Service Dogs 101: Everything You Need To Know Before Getting A Service Dog

Service dogs provide necessary aid to persons with disabilities. People who see these heroic animals with their handlers are often in awe of them, especially dog lovers. Below are some pieces of information for those looking for a service dog.


The term service animal only refers to dogs. According to the Americans with Disabilities Act, only dogs are recognized by the law as of March 15, 2011. The ADA defines these dogs as animals who work and perform tasks for people with disabilities. Service animals perform many different jobs and may be specially trained to aid people with specific disabilities. Service dogs are not synonymous with therapy dogs and emotional support animals. Unlike service dogs, therapy and emotional support animals can be any species, like cats or birds.

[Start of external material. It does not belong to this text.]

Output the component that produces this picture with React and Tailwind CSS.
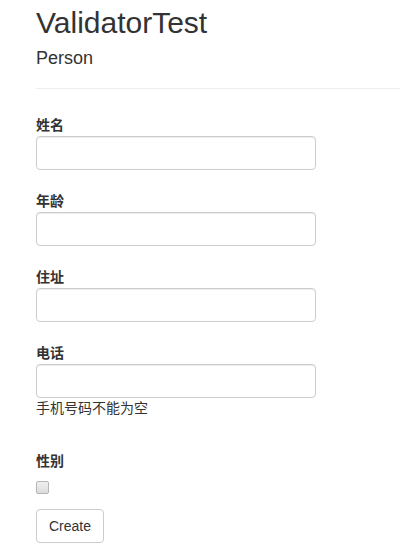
import React from "react";

function Field({ label, children, className = "" }) {
  return (
    <div className={`flex flex-col ${className}`}>
      <label className="block h-[21px] pt-[1px] leading-[20px] font-bold mb-[1px]">{label}</label>
      <input
        type="text"
        className="block w-[280px] h-[34px] px-[12px] border border-[#cccccc] rounded-[4px] bg-white shadow-[inset_0_1px_1px_rgba(0,0,0,0.075)] outline-none"
      />
      {children}
    </div>
  );
}

export default function App() {
  return (
    <div
      className="min-h-screen bg-white pl-[36px] pt-[6px] text-[#333333] text-[14px] leading-[20px]"
      style={{ fontFamily: '"Liberation Sans", "Noto Sans CJK SC", Arial, sans-serif' }}
    >
      <h2 className="text-[30px] leading-[33px] font-normal">ValidatorTest</h2>
      <h4 className="mt-[9px] text-[18px] leading-[20px] font-normal">Person</h4>
      <hr className="mt-[20px] border-0 border-t border-[#eeeeee]" />

      <div className="flex flex-col mt-[25px] gap-[20px]">
        <Field label="姓名" />
        <Field label="年龄" />
        <Field label="住址" />
        <Field label="电话">
          <span className="block h-[20px] leading-[20px]">手机号码不能为空</span>
        </Field>
      </div>

      <div className="flex flex-col items-start mt-[32px]">
        <label className="block h-[20px] pt-[1px] leading-[20px] font-bold">性别</label>
        <div className="mt-[11px] w-[13px] h-[13px] border border-[#b5b5b5] rounded-[2px] bg-gradient-to-b from-[#f0f0f0] to-[#dcdcdc]" />
        <button
          type="button"
          className="mt-[15px] h-[34px] px-[12px] border border-[#cccccc] rounded-[4px] bg-white text-[14px] leading-[20px] text-[#333333]"
        >
          Create
        </button>
      </div>
    </div>
  );
}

Therapy and emotional support animals do not have rights under the ADA. They aren’t trained to perform specific tasks or work for their handlers. The primary purpose of therapy dogs is to provide companionship to people, like children in hospitals or veterans. Emotional support animals, on the other hand, provide support to people suffering from certain emotional or mental states, like depression and anxiety, reported The Huffington Post.

Choosing A Service Dog

Not every dog can be a service dog. Any breed of dog can be a service animal. Choosing a service dog depends on the needs of the handler. The American Kennel Club also has a list of characteristics that trainers look for in a potential service dog. In general, these service animals should be acclimated to different situations and environments. They should be able to stay alert and focus on the task at hand without being distracted by strangers around them. The most important trait seems to be their strong willingness to please, specifically their handlers.

Training A Service Dog

According to Psychodog Partners, training service dogs takes 1 to 2 years. The training of service dogs are split into two significant parts: (a) teaching the dog how to behave in public and (b) preparing the dog for tasks that will aid his/her handler with their disability.

There are different ways to train a service dog. There are many non-profit organizations with programs that focus on training service dogs. For instance, 4 Paws for Ability, trains service animals to aid children with epilepsy, autism, and Down Syndrome. There are also private trainers who prepare dogs for a life of service. Sometimes experienced handlers, who have had a service dog or two in the past, decide to train their own animals, like the YouTuber, Chronically Jackie.